Anti-government protests in Turkey are threatening to drive away investors who had been lured by higher yields, falling debt levels and credit-rating upgrades. Credit swaps tied to Turkish debt, which pay the buyer face value if a borrower fails to meet its obligations, soared to 184 basis points yesterday from this year’s low of 110.9 on May 9, Bloomberg data show.

“That’s reminding people that political risk is still present,” Markit’s Nolan said. “When you’ve got this massive excess liquidity in the market, the likes of the political risk of Turkey can get overlooked.”

Elsewhere in credit markets, the cost of protecting corporate bonds from default in the U.S. rose. The Markit CDX North American Investment Grade Index, which investors use to hedge against losses or to speculate on creditworthiness, increased 0.6 basis point to a mid-price of 86.2 basis points as of 11:47 a.m. in New York, according to prices compiled by Bloomberg.

Rate Swaps

The index typically rises as investor confidence deteriorates and falls as it improves. A basis point equals $1,000 annually on a contract protecting $10 million of debt.

The U.S. two-year interest-rate swap spread, a measure of debt market stress, decreased 0.95 basis point to 16.75 basis points as of 11:48 a.m. in New York.
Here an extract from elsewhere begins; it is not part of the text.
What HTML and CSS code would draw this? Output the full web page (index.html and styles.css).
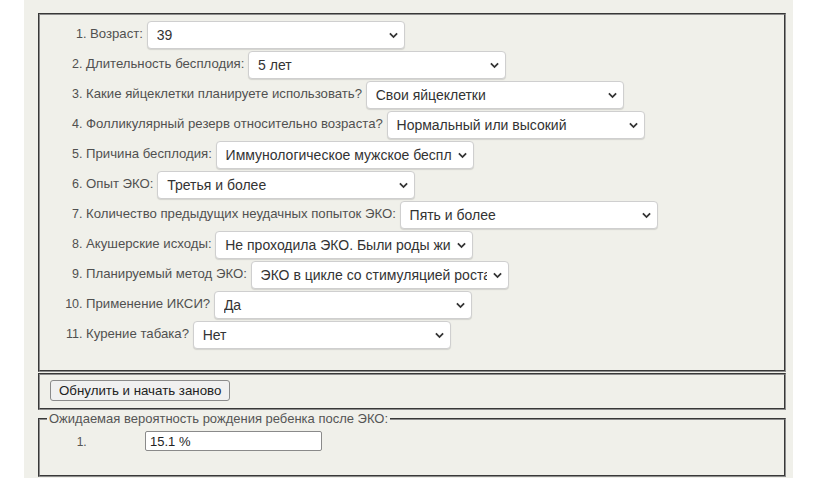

The gauge narrows when investors favor assets such as company debentures and widens when they seek the perceived safety of government securities.

Bonds of Fairfield, Connecticut-based General Electric Co. are the most actively traded dollar-denominated corporate securities by dealers today, accounting for 5.3 percent of the volume of dealer trades of $1 million or more as of 11:48 a.m. in New York, according to Trace, the bond-price reporting system of the Financial Industry Regulatory Authority.

The Bloomberg Global Investment Grade Corporate Bond index has gained 0.25 percent this month, paring the decline for the year to 1.52 percent.